### Objective
Gather every line below where "index" appears.

================================

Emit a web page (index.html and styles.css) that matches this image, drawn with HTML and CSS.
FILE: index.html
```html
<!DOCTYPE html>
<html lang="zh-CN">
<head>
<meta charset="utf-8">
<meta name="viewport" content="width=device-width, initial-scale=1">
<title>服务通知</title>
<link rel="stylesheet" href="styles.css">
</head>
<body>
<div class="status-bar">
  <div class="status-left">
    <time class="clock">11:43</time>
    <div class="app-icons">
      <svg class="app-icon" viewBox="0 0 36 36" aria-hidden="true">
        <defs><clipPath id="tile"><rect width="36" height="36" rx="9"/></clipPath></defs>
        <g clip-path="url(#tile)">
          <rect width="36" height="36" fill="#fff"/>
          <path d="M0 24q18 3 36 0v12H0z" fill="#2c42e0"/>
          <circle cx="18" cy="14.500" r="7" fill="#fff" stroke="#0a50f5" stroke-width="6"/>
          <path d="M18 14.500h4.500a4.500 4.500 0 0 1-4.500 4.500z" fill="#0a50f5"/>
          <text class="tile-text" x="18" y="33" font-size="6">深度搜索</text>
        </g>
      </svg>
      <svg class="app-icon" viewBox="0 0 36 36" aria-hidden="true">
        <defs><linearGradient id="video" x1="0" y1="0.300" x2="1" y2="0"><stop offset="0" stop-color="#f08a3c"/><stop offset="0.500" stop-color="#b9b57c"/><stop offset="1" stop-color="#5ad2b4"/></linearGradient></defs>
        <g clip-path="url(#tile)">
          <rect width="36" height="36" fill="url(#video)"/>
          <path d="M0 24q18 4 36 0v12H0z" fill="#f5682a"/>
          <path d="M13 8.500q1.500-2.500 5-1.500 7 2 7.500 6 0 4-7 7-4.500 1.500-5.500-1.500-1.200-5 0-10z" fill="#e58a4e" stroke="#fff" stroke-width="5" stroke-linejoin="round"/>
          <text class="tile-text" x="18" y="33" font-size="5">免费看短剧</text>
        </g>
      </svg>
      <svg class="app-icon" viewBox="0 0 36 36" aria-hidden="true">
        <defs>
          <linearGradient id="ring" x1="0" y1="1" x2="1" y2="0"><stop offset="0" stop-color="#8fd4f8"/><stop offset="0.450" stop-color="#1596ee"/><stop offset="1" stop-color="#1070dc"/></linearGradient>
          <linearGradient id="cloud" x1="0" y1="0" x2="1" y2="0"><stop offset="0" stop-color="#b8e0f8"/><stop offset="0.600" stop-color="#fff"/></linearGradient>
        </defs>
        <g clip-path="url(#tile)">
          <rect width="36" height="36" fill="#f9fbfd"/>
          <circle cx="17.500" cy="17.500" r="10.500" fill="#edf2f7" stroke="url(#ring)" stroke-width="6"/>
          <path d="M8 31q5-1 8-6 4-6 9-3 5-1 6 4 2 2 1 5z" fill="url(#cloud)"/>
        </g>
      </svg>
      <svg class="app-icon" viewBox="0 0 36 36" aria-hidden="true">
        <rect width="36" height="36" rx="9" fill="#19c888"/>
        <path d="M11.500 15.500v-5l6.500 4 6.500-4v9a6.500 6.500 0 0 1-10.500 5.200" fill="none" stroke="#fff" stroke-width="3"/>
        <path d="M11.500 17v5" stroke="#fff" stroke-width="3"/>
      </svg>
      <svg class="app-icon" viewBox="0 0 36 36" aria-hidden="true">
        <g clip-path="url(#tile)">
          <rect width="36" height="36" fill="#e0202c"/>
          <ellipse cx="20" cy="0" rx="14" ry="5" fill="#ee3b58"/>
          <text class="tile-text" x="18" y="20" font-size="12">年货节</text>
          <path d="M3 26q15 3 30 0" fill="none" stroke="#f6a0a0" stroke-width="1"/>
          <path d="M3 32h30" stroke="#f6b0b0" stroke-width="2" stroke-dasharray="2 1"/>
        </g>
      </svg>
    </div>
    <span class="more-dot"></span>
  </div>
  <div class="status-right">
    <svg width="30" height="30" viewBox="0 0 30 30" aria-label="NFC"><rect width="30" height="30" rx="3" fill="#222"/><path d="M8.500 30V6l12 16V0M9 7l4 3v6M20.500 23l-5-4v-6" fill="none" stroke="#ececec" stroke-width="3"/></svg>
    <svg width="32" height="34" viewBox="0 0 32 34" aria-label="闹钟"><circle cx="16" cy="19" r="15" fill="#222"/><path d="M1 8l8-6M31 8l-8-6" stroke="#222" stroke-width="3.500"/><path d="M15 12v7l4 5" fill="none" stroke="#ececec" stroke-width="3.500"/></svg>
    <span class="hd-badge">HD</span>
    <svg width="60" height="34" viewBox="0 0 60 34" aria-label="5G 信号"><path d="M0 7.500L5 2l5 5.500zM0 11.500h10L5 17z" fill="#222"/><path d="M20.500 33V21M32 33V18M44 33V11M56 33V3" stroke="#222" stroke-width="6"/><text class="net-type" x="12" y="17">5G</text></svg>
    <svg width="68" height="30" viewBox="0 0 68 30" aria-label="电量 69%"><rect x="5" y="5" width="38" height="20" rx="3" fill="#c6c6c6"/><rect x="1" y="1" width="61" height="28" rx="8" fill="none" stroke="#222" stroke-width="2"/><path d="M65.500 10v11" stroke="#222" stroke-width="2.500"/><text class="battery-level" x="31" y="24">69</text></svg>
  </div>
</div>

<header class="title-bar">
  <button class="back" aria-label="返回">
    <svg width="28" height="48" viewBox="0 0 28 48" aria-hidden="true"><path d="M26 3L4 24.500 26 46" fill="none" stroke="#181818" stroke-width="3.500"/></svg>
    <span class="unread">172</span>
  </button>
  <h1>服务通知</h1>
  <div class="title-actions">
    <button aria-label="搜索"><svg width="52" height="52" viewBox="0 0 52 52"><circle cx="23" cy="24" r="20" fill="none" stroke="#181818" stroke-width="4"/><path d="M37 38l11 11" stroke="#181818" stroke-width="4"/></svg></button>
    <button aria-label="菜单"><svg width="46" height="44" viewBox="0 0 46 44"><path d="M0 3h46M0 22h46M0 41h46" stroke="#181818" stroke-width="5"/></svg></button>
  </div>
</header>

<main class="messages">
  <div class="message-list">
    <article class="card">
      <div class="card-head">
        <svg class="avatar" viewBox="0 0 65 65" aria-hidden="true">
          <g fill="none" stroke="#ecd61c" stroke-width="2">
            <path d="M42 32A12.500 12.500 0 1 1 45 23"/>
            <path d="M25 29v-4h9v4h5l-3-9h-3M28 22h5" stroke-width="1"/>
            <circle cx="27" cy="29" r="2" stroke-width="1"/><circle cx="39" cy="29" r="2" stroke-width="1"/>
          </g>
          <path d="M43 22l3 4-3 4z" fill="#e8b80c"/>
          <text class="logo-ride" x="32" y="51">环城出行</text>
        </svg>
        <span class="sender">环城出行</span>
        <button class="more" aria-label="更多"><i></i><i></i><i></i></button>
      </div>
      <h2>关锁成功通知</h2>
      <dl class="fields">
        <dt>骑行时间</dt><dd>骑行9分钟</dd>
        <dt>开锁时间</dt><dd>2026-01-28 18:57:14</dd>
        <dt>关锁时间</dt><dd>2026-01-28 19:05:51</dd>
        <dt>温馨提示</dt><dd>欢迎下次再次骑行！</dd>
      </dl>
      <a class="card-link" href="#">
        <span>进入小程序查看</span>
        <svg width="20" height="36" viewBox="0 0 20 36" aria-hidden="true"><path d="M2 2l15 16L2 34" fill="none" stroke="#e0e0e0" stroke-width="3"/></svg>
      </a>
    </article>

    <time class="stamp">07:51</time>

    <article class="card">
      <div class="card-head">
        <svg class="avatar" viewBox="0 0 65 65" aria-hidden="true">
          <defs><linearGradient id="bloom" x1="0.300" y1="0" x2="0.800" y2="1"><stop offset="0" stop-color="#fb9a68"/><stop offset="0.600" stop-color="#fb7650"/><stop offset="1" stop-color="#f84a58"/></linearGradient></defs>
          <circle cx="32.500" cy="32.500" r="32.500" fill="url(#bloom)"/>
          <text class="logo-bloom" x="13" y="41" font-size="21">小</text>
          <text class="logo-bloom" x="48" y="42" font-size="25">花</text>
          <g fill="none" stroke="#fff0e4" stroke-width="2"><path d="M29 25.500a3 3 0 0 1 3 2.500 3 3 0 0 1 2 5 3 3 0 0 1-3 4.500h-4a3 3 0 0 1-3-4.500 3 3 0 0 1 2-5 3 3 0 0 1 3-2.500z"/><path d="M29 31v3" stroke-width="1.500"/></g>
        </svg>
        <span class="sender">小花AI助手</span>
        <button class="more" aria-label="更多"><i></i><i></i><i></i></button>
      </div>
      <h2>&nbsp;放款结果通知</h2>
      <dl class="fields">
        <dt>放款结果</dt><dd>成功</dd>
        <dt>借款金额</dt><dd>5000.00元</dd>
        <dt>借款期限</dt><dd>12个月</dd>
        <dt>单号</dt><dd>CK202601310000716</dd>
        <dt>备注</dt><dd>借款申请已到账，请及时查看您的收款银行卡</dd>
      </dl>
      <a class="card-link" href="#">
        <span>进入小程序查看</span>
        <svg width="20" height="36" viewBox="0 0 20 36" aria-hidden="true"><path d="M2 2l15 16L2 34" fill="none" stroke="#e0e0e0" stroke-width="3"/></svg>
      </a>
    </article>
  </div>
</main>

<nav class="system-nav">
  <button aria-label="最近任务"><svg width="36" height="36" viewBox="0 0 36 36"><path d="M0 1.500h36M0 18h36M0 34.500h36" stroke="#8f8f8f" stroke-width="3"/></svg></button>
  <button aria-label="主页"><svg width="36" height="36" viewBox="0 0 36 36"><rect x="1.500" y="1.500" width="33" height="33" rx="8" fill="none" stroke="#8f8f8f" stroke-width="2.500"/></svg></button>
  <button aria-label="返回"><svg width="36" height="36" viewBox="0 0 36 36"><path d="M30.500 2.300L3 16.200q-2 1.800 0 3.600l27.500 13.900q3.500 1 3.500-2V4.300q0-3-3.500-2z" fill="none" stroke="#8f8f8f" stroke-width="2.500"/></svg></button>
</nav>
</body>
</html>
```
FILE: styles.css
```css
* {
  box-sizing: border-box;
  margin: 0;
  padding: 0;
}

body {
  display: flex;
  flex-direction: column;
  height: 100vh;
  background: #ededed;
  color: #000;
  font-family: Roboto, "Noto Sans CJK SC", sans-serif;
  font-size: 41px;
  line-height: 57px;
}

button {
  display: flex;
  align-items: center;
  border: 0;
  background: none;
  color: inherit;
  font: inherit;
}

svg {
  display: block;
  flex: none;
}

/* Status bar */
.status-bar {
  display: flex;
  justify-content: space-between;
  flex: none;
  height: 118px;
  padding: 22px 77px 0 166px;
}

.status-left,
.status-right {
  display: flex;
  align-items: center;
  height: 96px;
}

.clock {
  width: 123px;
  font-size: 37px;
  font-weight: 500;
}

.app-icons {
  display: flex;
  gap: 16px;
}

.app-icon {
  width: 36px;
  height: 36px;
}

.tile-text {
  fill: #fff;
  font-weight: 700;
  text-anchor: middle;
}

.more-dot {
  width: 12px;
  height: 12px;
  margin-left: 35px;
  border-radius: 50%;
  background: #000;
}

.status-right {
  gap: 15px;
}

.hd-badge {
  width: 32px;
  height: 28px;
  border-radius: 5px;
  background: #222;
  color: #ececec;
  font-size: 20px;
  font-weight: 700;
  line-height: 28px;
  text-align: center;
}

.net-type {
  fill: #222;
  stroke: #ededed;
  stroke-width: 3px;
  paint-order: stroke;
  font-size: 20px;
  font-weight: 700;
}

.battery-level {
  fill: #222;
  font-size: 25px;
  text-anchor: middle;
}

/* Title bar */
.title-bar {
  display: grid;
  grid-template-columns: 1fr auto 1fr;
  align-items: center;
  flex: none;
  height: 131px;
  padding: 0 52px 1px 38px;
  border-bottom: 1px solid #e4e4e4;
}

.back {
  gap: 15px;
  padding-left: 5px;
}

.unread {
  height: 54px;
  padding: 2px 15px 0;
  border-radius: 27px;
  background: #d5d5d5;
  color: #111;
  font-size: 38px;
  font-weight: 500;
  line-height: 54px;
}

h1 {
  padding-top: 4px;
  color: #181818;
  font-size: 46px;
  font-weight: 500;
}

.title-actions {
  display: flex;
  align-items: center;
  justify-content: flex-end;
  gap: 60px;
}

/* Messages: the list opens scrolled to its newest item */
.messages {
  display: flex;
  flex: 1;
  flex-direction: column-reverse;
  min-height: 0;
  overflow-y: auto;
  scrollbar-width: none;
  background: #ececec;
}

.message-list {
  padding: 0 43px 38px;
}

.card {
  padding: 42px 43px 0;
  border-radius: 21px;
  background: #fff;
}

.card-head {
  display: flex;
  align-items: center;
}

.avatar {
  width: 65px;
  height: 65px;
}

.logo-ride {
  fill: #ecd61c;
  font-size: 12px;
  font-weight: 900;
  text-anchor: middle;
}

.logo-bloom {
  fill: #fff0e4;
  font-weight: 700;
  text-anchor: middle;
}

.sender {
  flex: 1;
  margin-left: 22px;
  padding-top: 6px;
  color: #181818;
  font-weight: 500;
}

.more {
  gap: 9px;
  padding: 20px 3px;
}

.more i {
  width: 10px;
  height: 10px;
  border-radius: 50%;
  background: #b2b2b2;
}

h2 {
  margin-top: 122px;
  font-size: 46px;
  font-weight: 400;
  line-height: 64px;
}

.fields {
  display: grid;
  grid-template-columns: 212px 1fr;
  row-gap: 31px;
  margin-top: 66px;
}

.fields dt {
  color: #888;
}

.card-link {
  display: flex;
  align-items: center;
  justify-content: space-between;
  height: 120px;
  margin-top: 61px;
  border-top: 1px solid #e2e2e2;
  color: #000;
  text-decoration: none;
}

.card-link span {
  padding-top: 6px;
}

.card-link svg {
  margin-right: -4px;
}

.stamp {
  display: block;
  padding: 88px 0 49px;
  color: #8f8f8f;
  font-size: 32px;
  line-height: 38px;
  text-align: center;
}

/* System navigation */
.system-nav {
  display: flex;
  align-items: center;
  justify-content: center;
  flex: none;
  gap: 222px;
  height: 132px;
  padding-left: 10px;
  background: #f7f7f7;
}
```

================================

### Solution for this task
Emit a web page (index.html and styles.css) that matches this image, drawn with HTML and CSS.
FILE: index.html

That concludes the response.